Shandong Xinfa Aluminium Group
- Company type: Private
- Industry: Metals
- Founded: 1972; 54 years ago
- Headquarters: Jining, China
- Website: xinfaalum.com

= Shandong Xinfa Aluminium Group =

The Xinfa Group, also known as Shandong Xinfa Aluminum Group (or just Xinfa), was the world's fourth-largest aluminum producer in terms of production in 2024 and the third-largest in China. Thanks to an extensive supply chain, the Xinfa Group has a capacity of 3.6 million tons, more than half of which, around 1.9 million tons, is produced in the Xinjiang region.

== History ==
Founded in 1972 and headquartered in Shandong Province, Xinfa Group now has 73 subsidiaries specializing in power generation, aluminum oxide, refining, carbon production, and the manufacture of aluminum products. Its most important assets include companies such as Chipping Huaxin Aluminum Industry, Shandong Xinfa Hope Aluminum (under the East Hope Group), and Guangxi Xinfa Aluminum.

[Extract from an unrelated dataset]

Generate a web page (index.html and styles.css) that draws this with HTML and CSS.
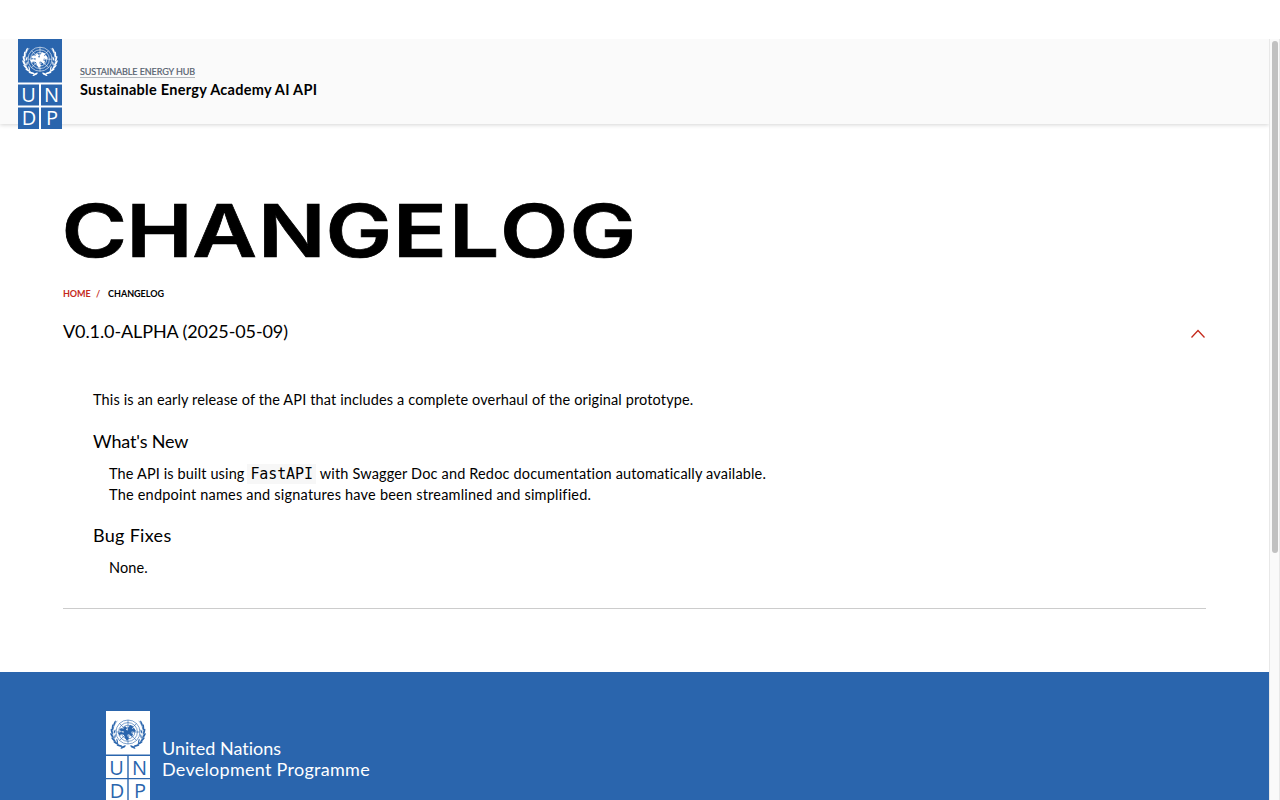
FILE: index.html
```html
<!DOCTYPE html>
<html lang="en">
<head>
<meta charset="utf-8">
<title>Changelog</title>
<link rel="stylesheet" href="styles.css">
</head>
<body>
<svg class="defs" aria-hidden="true">
  <defs>
    <g id="branch" fill="currentColor">
      <path d="M-3 15.2C-10.500 14.500-15.500 8.500-15.300 1C-15.200-4-13.500-8-10.800-11.200" fill="none" stroke="currentColor" stroke-width=".5"/>
      <ellipse cx="-4.800" cy="15" rx="3" ry=".9" transform="rotate(-30 -4.800 15)"/>
      <ellipse cx="-8.500" cy="13.600" rx="3" ry=".9" transform="rotate(12 -8.500 13.600)"/>
      <ellipse cx="-12" cy="11" rx="3" ry=".9" transform="rotate(30 -12 11)"/>
      <ellipse cx="-14.500" cy="7.700" rx="3" ry=".9" transform="rotate(45 -14.500 7.700)"/>
      <ellipse cx="-16" cy="3.700" rx="3" ry=".9" transform="rotate(58 -16 3.700)"/>
      <ellipse cx="-16.200" cy="-.5" rx="3" ry=".9" transform="rotate(75 -16.200 -.5)"/>
      <ellipse cx="-15.300" cy="-4.800" rx="3" ry=".9" transform="rotate(92 -15.300 -4.800)"/>
      <ellipse cx="-13.500" cy="-8.700" rx="3" ry=".8" transform="rotate(112 -13.500 -8.700)"/>
      <ellipse cx="-13" cy="4.500" rx="2.200" ry=".6" transform="rotate(100 -13 4.500)"/>
      <ellipse cx="-13.400" cy="-.5" rx="2.200" ry=".6" transform="rotate(110 -13.400 -.5)"/>
      <ellipse cx="-10.800" cy="9" rx="2.200" ry=".6" transform="rotate(75 -10.800 9)"/>
    </g>
    <g id="emblem">
      <g fill="none" stroke="currentColor" stroke-width=".6">
        <circle r="12"/><circle r="9.400"/><circle r="6.800"/><circle r="4.200"/><circle r="1.800"/>
        <path d="M0-12V12M-12 0H12M-8.500-8.500L8.500 8.500M-8.500 8.500L8.500-8.500"/>
      </g>
      <path fill="currentColor" d="M-9-2L-7-4L-5-3L-3-6L-1-4L-2-2L0-1L0-4L2-7L5-6L4-3L6-4L8-1L6 0L4-1L3 1L5 2L4 5L2 3L0 2L-1 4L1 6L-1 9L-3 6L-4 3L-7 2L-8 4L-10 1L-7 0L-4 1L-4-1L-7-1Z"/>
      <use href="#branch"/>
      <use href="#branch" transform="scale(-1 1)"/>
    </g>
  </defs>
</svg>
<div class="window">
  <div class="page">
    <header class="header">
      <svg class="logo" viewBox="0 0 44 90">
        <path class="logo-gap" d="M0 0H44V90H0Z"/>
        <path class="logo-tile" d="M0 0H44V43.500H0ZM0 45.500H21V66.500H0ZM23 45.500H44V66.500H23ZM0 68.500H21V90H0ZM23 68.500H44V90H23Z"/>
        <g class="logo-ink" transform="translate(22 20.200)"><use href="#emblem"/></g>
        <g class="logo-ink logo-text"><text x="10.500" y="63">U</text><text x="33.500" y="63">N</text><text x="11" y="86">D</text><text x="34" y="86">P</text></g>
      </svg>
      <div class="titles">
        <a class="hub">SUSTAINABLE ENERGY HUB</a>
        <div class="site">Sustainable Energy Academy AI API</div>
      </div>
    </header>
    <main class="main">
      <h1 class="title"><svg class="title-art" width="580" height="70" viewBox="0 0 580 70"><text class="title-text" transform="scale(1.22 1)" y="60.500" x="-1.200" dx="0 -1.600 -1 0 -1 0 .8 1.900 0">CHANGELOG</text></svg></h1>
      <nav class="crumbs"><a class="crumb-home">HOME</a><span class="crumb-sep">/</span><span>CHANGELOG</span></nav>
      <section class="entry">
        <div class="entry-head">
          <h2 class="version">V0.1.0-ALPHA (2025-05-09)</h2>
          <svg class="chevron" width="16" height="10" viewBox="0 0 16 10"><path d="M1.500 8.500L8 1.500L14.500 8.500"/></svg>
        </div>
        <div class="entry-body">
          <p class="intro">This is an early release of the API that includes a complete overhaul of the original prototype.</p>
          <h3 class="sub">What's New</h3>
          <ul class="list">
            <li>The API is built using <code class="code">FastAPI</code> <span class="tail">with Swagger Doc and Redoc documentation automatically available.</span></li>
            <li class="wide">The endpoint names and signatures have been streamlined and simplified.</li>
          </ul>
          <h3 class="sub sub-fixes">Bug Fixes</h3>
          <ul class="list"><li>None.</li></ul>
        </div>
      </section>
    </main>
    <footer class="footer">
      <svg class="logo logo-inverse" viewBox="0 0 44 90">
        <path class="logo-tile" d="M0 0H44V43.500H0ZM0 45H21.300V67H0ZM22.700 45H44V67H22.700ZM0 68.300H21.300V90H0ZM22.700 68.300H44V90H22.700Z"/>
        <g class="logo-ink" transform="translate(22 21)"><use href="#emblem"/></g>
        <g class="logo-ink logo-text"><text x="10.500" y="63.500">U</text><text x="33.500" y="63.500">N</text><text x="11" y="86.500">D</text><text x="34" y="86.500">P</text></g>
      </svg>
      <div class="org">United Nations<br><span class="org-long">Development Programme</span></div>
    </footer>
  </div>
  <div class="track"><div class="thumb"></div></div>
</div>
</body>
</html>
```
FILE: styles.css
```css
* { box-sizing: border-box; }
body { margin: 0; height: 800px; overflow: hidden; background: #fff; color: #000; font-family: Lato, "Noto Sans", sans-serif; font-variant-ligatures: none; }
h1, h2, h3, p, ul { margin: 0; padding: 0; font-weight: 400; }
.defs { position: absolute; width: 0; height: 0; }
.window { display: flex; height: 800px; padding-top: 39px; }
.page { flex: 1; display: flex; flex-direction: column; overflow: hidden; }
.header { display: flex; flex: none; height: 85px; padding-left: 18px; background: #fafafa; box-shadow: 0 1px 4px rgba(0,0,0,.17); }
.logo { width: 44px; height: 90px; flex: none; color: #fff; }
.logo-gap { fill: #fff; }
.logo-tile { fill: #2a65ad; }
.logo-ink { fill: currentColor; }
.logo-text { font: 400 20px "Open Sans", sans-serif; text-anchor: middle; }
.titles { padding: 26px 0 0 18px; }
.hub { display: block; width: 115px; height: 13px; border-bottom: 1px solid #b5b9be; color: #55606e; font-size: 9px; letter-spacing: -.08px; line-height: 13px; -webkit-text-stroke: .2px #55606e; white-space: nowrap; }
.site { margin-top: 3px; font-size: 14.500px; font-weight: 700; letter-spacing: .28px; line-height: 18px; white-space: nowrap; }
.main { flex: none; height: 548px; padding: 72px 63px 0; }
.title { height: 70px; }
.title-art { display: block; overflow: visible; }
.title-text { font: 600 73px Inter, sans-serif; letter-spacing: .8px; stroke: #000; stroke-width: .7; }
.crumbs { display: flex; margin-top: 21px; font-size: 9px; font-weight: 700; line-height: 14px; }
.crumb-home, .crumb-sep { color: #c52a1c; }
.crumb-home { width: 33px; letter-spacing: -.1px; }
.crumb-sep { width: 12px; }
.entry { margin: 18px 0 0; height: 290px; border-bottom: 1px solid #ccc; }
.entry-head { display: flex; justify-content: space-between; align-items: center; height: 25px; }
.version { font-size: 18px; letter-spacing: -.1px; line-height: 25px; }
.chevron { fill: none; stroke: #c52a1c; stroke-width: 1.300; margin-top: 4px; }
.entry-body { padding: 45px 0 0 30px; font-size: 14.500px; line-height: 21px; letter-spacing: .13px; }
.sub { margin-top: 19px; font-size: 18px; line-height: 24px; letter-spacing: -.15px; }
.sub-fixes { margin-top: 18px; letter-spacing: .3px; }
.list { margin: 10px 0 0 16px; list-style: none; }
.list li { height: 21px; }
.list .wide { letter-spacing: .21px; }
.tail { letter-spacing: .16px; }
.code { margin: 0 0 0 -1px; padding: 1px 3px; background: #f7f7f7; font: 15px "DejaVu Sans Mono", monospace; letter-spacing: -.1px; }
.footer { display: flex; flex: 1; padding: 39px 0 0 106px; background: #2a65ad; color: #fff; }
.logo-inverse { color: #2a65ad; }
.logo-inverse .logo-tile { fill: #fff; }
.org { padding: 27px 0 0 12px; font-size: 18px; line-height: 21px; }
.org-long { letter-spacing: .28px; }
.track { width: 11px; background: #fafafa; border: solid #e8e8e8; border-width: 0 1px; padding: 2px 1px 0 2px; }
.thumb { width: 6px; height: 512px; border-radius: 3px; background: #c1c1c1; }
```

With 3.7 million tons of the light metal aluminum, Xinfa ranked fourth among the world's largest aluminum producers in 2024.

== Criticism ==
Xinfa has been criticized as a low-cost producer that pays little attention to environmental standards, particularly with regard to the toxic by-products produced during the processing of the raw material bauxite (red mud).